EO 14147, “Ending the Weaponisation of the Federal Government”, which aims to review the ‘past misconduct’ of specific federal agencies under the Biden administration which Trump alleges were ‘inconsistent with the Constitution.’

EO 14156, “Declaring a National Energy Emergency”, saw Trump withdraw America from the 2015 Paris Agreement once again, and a pledge to extract and refine the abundant stores of fossil fuel energy from American territory. In other words, “drill, baby, drill.”

EO 14164, “Restoring the Death Penalty and Protecting Public Safety”, establishes a federal commitment to punish those who murder law enforcement officers, and people “illegally present in this country” who are found guilty of capital crimes with the death penalty.

DOGE:

As part of Trump’s plan to make sweeping cuts to federal spending, the President established a new advisory body called the Department of Government Efficiency, or DOGE. This new body is not official, as it requires an act of Congress to be so. DOGE’s mission, according to its leader, Elon Musk, is to reduce the national debt of $36 trillion, saving taxpayer’s money in doing so.

On February 13, up to 350 employees of the National Nuclear Security Administration were sacked, prompting criticism towards DOGE and the Trump administration.

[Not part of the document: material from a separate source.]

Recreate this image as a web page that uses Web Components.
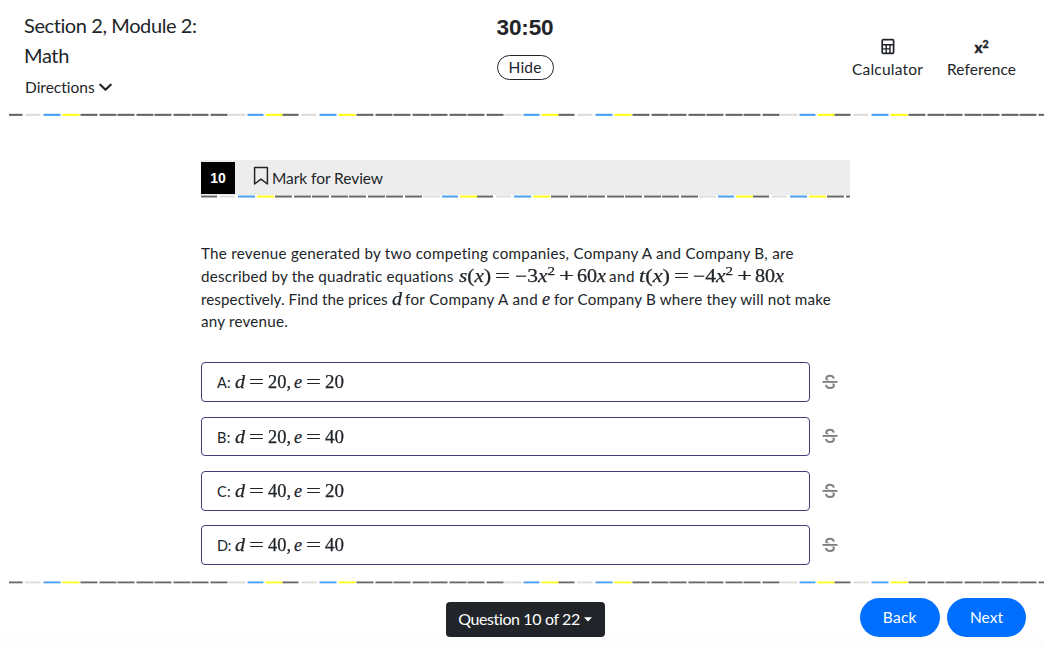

Edwin Lyman, director of nuclear power safety at the Union of Concerned Scientists said that the sacking could “throw a monkey wrench in the whole national security apparatus and cause disarray”, which would “only benefit the adversaries of this country.”

Foreign Relations:

President Trump opened his second administration with a mix of traditionally Republican hawkish and interventionalist objectives. Trump expressed his desire to see Canada integrated as the 51st state into the Union, to annex Panama and Greenland for both of their economic assets, and to relocate the internally displaced population of Gaza, turning an area where 70% of its critical infrastructure is destroyed (estimates vary) into the “Riviera of the Middle East.” In response to Trump’s expansionist ambitions for Greenland, Danish MEP Anders Vistisen told the President to “f**k off” on the floor of the European Parliament in Strasbourg, France.

With negotiations between US and Russian diplomats having concluded in Riyadh, Saudi Arabia, steps were made towards the conclusion of the war in Ukraine. These negotiations did not include a Ukrainian detachment.  Trump has accused Ukraine of instigating the conflict which erupted after Russia invaded on February 24 2022, stating “you should have never started it. You could have made a deal.” Ukrainian President Volodymyr Zelenskyy said that these talks are “held behind Ukraine’s back” and has not committed to respecting the result of such negotiations.